A rise in 5 percent tax slab could also make key commodities such as tea, coffee, frozen vegetables, and medicines, which fall in this tax slab, dearer, thereby burning a deep hole in the common man’s pocket.
GST Council Meeting: In a few hours from now, the Goods and Services Tax (GST) Council will announce measures as part of its efforts to rationalise tax rates and boost revenue shortfall. Speculations of additional surcharge of 2 percent on certain goods and proposals of revising the current 5 percent tax slab to 6-8 percent have been doing rounds for the past month.
Currently, all products and services are taxed under four slabs under the GST regime — 5, 12, 18 and 28 percent. Of these, 18 percent tax slab accounts for a maximum of 60 percent GST tax collection, while 5 percent tax slab accounts for just 5 percent. The other two slabs — 12 percent and 28 percent — generate 13 percent and 22 percent tax revenue of the total collection for the government. Tax slab revision, as per reports, might aid the government to garner additional revenues of Rs 1,000 crore per month.
A rise in 5 percent tax slab could also make key commodities such as tea, coffee, frozen vegetables, and medicines, which fall in this tax slab, dearer, thereby burning a deep hole in the common man’s pocket. The move could also affect the business of FMCG companies like ITC, Nestle, PepsiCo, Bikanervala, Haldiram, and various small and mid-sized food processing firms.

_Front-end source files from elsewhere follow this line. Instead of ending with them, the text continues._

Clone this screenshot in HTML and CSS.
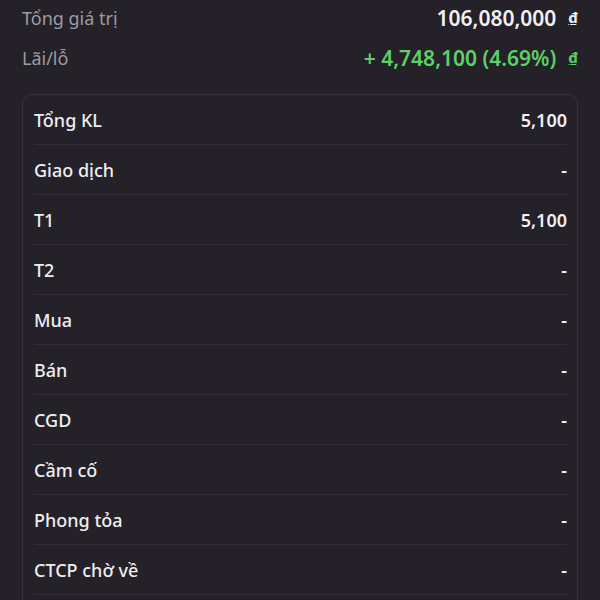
FILE: index.html
```html
<!DOCTYPE html>
<html lang="vi">
<head>
    <meta charset="UTF-8">
    <title>Chi tiết tài sản</title>
    <link rel="stylesheet" href="styles.css">
</head>
<body>
    <div class="page">
        <div class="summary">
            <div class="sum-row">
                <span class="sum-label">Tổng giá trị</span>
                <span class="sum-value">106,080,000 <span class="cur">₫</span></span>
            </div>
            <div class="sum-row">
                <span class="sum-label">Lãi/lỗ</span>
                <span class="sum-value up">+ 4,748,100 (4.69%) <span class="cur">₫</span></span>
            </div>
        </div>

        <div class="card">
            <div class="row"><span class="label">Tổng KL</span><span class="value">5,100</span></div>
            <div class="row"><span class="label">Giao dịch</span><span class="value">-</span></div>
            <div class="row"><span class="label">T1</span><span class="value">5,100</span></div>
            <div class="row"><span class="label">T2</span><span class="value">-</span></div>
            <div class="row"><span class="label">Mua</span><span class="value">-</span></div>
            <div class="row"><span class="label">Bán</span><span class="value">-</span></div>
            <div class="row"><span class="label">CGD</span><span class="value">-</span></div>
            <div class="row"><span class="label">Cầm cố</span><span class="value">-</span></div>
            <div class="row"><span class="label">Phong tỏa</span><span class="value">-</span></div>
            <div class="row"><span class="label">CTCP chờ về</span><span class="value">-</span></div>
        </div>
    </div>
</body>
</html>
```

FILE: styles.css
```css
html, body { margin: 0; background-color: #242128; }
body { font-family: "Noto Sans", "Open Sans", sans-serif; color: #ecebee; overflow: hidden; height: 600px; }
.page { padding: 0 22px; margin-top: -2px; }

.summary { display: flex; flex-direction: column; }
.sum-row { display: flex; justify-content: space-between; align-items: center; height: 40px; }
.sum-label { font-size: 18px; color: #9d9ba2; }
.sum-value { font-size: 21px; font-weight: 600; color: #f1f0f3; display: flex; align-items: center; gap: 12px; }
.sum-value.up { color: #5ecf66; }
.cur { font-size: 15px; font-weight: 700; text-decoration: underline; position: relative; top: -1px; }

.card { margin-top: 16px; border: 1px solid #35323a; border-radius: 9px; padding: 0 10px 40px 11px; }
.row { display: flex; justify-content: space-between; align-items: center; height: 49px; border-bottom: 1px solid #322f37; }
.label { font-size: 18px; font-weight: 500; color: #eeedf0; }
.value { font-size: 18px; font-weight: 600; color: #f1f0f3; }
```
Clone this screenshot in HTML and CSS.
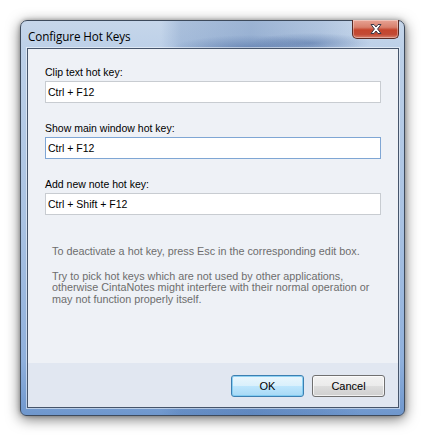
FILE: index.html
```html
<!DOCTYPE html>
<html>
<head>
<meta charset="utf-8">
<link rel="stylesheet" href="styles.css">
</head>
<body>
<div class="window">
  <div class="titlebar">
    <span class="title">Configure Hot Keys</span>
    <div class="close">
      <svg width="16" height="12" viewBox="0 0 16 12">
        <path d="M3 1.5 L6 1.5 L8 4 L10 1.5 L13 1.5 L9.6 6 L13 10.5 L10 10.5 L8 8 L6 10.5 L3 10.5 L6.4 6 Z" fill="#ffffff" stroke="#3a3a48" stroke-width="1" stroke-linejoin="round"/>
      </svg>
    </div>
  </div>
  <div class="client">
    <div class="content">
      <div class="field">
        <label class="label">Clip text hot key:</label>
        <div class="input">Ctrl + F12</div>
      </div>
      <div class="field">
        <label class="label">Show main window hot key:</label>
        <div class="input focused">Ctrl + F12</div>
      </div>
      <div class="field">
        <label class="label">Add new note hot key:</label>
        <div class="input">Ctrl + Shift + F12</div>
      </div>
      <p class="note first">To deactivate a hot key, press Esc in the corresponding edit box.</p>
      <p class="note">Try to pick hot keys which are not used by other applications, otherwise CintaNotes might interfere with their normal operation or may not function properly itself.</p>
    </div>
    <div class="buttons">
      <button class="btn default">OK</button>
      <button class="btn">Cancel</button>
    </div>
  </div>
</div>
</body>
</html>
```

FILE: styles.css
```css
html, body {
  margin: 0;
  padding: 0;
  background: #ffffff;
}
body {
  width: 426px;
  height: 437px;
  overflow: hidden;
}
.window {
  margin: 20px 0 0 20px;
  width: 385px;
  height: 396px;
  box-sizing: border-box;
  border: 1px solid #3d4a5c;
  border-radius: 7px 7px 6px 6px;
  background:
    radial-gradient(ellipse 80px 14px at 230px 28px, rgba(50,85,145,0.45), rgba(50,85,145,0) 100%),
    radial-gradient(ellipse 60px 10px at 290px 22px, rgba(50,85,145,0.4), rgba(50,85,145,0) 100%),
    linear-gradient(90deg, rgba(255,255,255,0) 0px, rgba(255,255,255,0) 140px, rgba(60,100,160,0.2) 160px, rgba(60,100,160,0.3) 230px, rgba(60,100,160,0.15) 300px, rgba(255,255,255,0) 340px),
    linear-gradient(180deg, #c6d6ea 0px, #bcd0e8 30px, #a9c2e2 200px, #8fb0dc 340px, #6f97cd 394px);
  box-shadow: 0 3px 14px rgba(0,0,0,0.55), 0 0 4px rgba(0,0,0,0.3);
  display: flex;
  flex-direction: column;
  padding: 0 5px 7px 6px;
  position: relative;
}
.titlebar {
  height: 27px;
  flex: none;
  display: flex;
  align-items: flex-start;
  position: relative;
}
.title {
  font-family: "Open Sans", "Noto Sans", sans-serif;
  font-size: 11.7px;
  color: #000000;
  margin: 7px 0 0 1px;
  letter-spacing: -0.1px;
}
.close {
  position: absolute;
  right: 0;
  top: -1px;
  width: 47px;
  height: 19px;
  box-sizing: border-box;
  border: 1px solid #5a2a24;
  border-top: none;
  border-radius: 0 0 5px 5px;
  background: linear-gradient(180deg, #e8a394 0%, #d8806d 40%, #c5452d 55%, #c24a35 80%, #d7806c 100%);
  box-shadow: inset 0 0 0 1px rgba(255,255,255,0.35);
  display: flex;
  align-items: center;
  justify-content: center;
}
.client {
  flex: 1;
  border: 1px solid #46556b;
  background: #eef1f6;
  display: flex;
  flex-direction: column;
  box-shadow: 0 0 0 1px rgba(255,255,255,0.5);
}
.content {
  flex: 1;
  padding: 16px 17px 0 17px;
  font-family: "Liberation Sans", Arial, sans-serif;
  font-size: 10.5px;
}
.field {
  display: flex;
  flex-direction: column;
  margin-bottom: 18px;
}
.label {
  color: #000000;
  height: 14px;
  line-height: 14px;
  margin-bottom: 2px;
}
.input {
  height: 22px;
  box-sizing: border-box;
  border: 1px solid #c8ccd1;
  background: #ffffff;
  padding: 0 0 0 2px;
  line-height: 20px;
  color: #000000;
}
.input.focused {
  border-color: #7fa6d4;
}
.note {
  color: #6d6d6d;
  font-size: 10.8px;
  margin: 0 0 0 7px;
  line-height: 11.5px;
  padding-right: 0;
}
.note.first {
  margin-top: 31px;
  margin-bottom: 13px;
}
.buttons {
  height: 44px;
  flex: none;
  background: #e1e7f1;
  display: flex;
  justify-content: flex-end;
  align-items: flex-start;
  gap: 8px;
  padding: 12px 13px 0 0;
  box-sizing: border-box;
}
.btn {
  width: 73px;
  height: 22px;
  box-sizing: border-box;
  font-family: "Liberation Sans", Arial, sans-serif;
  font-size: 11px;
  color: #000;
  border: 1px solid #707070;
  border-radius: 3px;
  background: linear-gradient(180deg, #f2f2f2 0%, #ebebeb 49%, #dddddd 50%, #cfcfcf 100%);
  box-shadow: inset 0 0 0 1px rgba(255,255,255,0.7);
  padding: 0;
}
.btn.default {
  border-color: #3c7fb1;
  background: linear-gradient(180deg, #eaf6fd 0%, #d9f0fc 49%, #bee6fd 50%, #a7d9f5 100%);
  box-shadow: inset 0 0 0 1px rgba(120,200,240,0.8);
}
```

In fact, these companies had recently submitted a letter to the FM, requesting her not to take any such measures saying the decision could affect the middle class and farmers the most.
But the government has hinted that revising tax slabs may not be on its agenda this time. During a recent press briefing last week, Finance Minister Nirmala Sitharaman told reporters, “I have had no conversations on the GST Council meeting with my team yet.”
The GST Council, however, could make some announcements to provide a boost to the real estate sector, which has been struggling due to unsold inventory for several months now. The Council could also announce measures to balance revenue collection between states and Centre.
Besides, there are rumours that the Council may impose 2 percent cess on certain goods, which fall under 5-18 percent tax slabs, but the item has not been placed on the GST agenda, say reports.
In a bid to tackle dwindling GST collections, the government had formed a committee of officers in October to boost collections and make businesses comply voluntarily. The committee was formed after GST collections fell sharply to a 19-month low of Rs 91,916 crore in September. Tax collections stood at Rs 95,380 crore in October. However, in a little respite, the GST collections crossed Rs 1 lakh crore mark to Rs 1.03 lakh crore in November. After two months of negative growth, GST revenues witnessed recovery with a positive growth of 6 percent YoY during the month under review.